The latest you can relate to this news snippet is when our homegrown company faced something similar with a product called “Gulsar”. It’s the turn of an international biggie to face the music now.
Few days back, we shared with you the European media’s first drive impressions of the Taigun Compact SUV concept. Production isn’t expected to start soon; 2015-2016 might be the earliest when you can start seeing them on our roads. However, Taigun might arise in China even earlier, albeit in another form.

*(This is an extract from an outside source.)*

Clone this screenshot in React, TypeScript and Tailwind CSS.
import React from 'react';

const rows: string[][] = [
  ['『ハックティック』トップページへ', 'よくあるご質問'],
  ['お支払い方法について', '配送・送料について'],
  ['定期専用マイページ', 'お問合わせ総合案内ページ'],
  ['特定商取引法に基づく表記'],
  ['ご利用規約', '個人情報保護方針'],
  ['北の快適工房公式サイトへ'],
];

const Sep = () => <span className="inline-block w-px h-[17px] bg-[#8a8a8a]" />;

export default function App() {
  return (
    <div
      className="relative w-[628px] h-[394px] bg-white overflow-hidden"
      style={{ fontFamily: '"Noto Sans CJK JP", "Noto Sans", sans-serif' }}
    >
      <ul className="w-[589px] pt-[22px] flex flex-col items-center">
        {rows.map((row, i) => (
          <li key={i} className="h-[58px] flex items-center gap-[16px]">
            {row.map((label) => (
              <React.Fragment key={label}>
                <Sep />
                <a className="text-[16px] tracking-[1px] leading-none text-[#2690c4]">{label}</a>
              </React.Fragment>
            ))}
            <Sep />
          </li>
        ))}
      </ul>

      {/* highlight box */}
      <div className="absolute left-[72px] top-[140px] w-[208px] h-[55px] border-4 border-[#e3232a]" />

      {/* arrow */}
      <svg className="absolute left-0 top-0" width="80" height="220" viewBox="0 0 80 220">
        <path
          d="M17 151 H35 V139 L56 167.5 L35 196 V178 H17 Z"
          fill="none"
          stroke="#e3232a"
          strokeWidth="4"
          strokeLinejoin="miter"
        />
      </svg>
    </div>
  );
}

We weren’t aware of Jiangsu Continental Motors before this struck. An upcoming project that the company is working on might spawn a so-called “Clone” of the Taigun. We aren’t even aware of what the product is named as Mandarin isn’t on our skills list. Nevertheless, the meat of the matter is that the model seems to draw heavily from the Volkswagen Taigun.
Let’s begin from the front. Indeed, the tyres are thinner. But can you deny the more than obvious similarity that’s being offered?? The droopy-eyelids-type-headlamps are there on both cars. It is the grille where the differences arise, with the unnamed model bearing a resemblance to that of the Land Rover Freelander. The little less prominent silver-grey cladding beneath the bumper is the only other mismatching part.
Look at both of them in profile, and we are sure it will be hard to distinguish. Other than the rims, there is no distinguishing factor. The wheel arches on the unnamed model might be less prominent than those on the Taigun, but they are muscular. The roofline follows a very similar drooping path, and the windowline rises on both the cars. Nearby, there is a faint difference. The Taigun has a bulged-out C-Pillar, whereas the other one sports a more subdued one.
It is the rear of the vehicle where one has the best chance of distinguishing these two cars. The tail-lamps on the Taigun are smaller than those on the other model. The under-bumper cladding also finds its way on to the Taigun but not to the other unknown model. One can also see a difference in the rear gates.
If this model manages to make its way to the market before that of the Taigun, the Chinese would have added another glorious feather to their reverse-engineering cap. Should Volkswagen be worried then?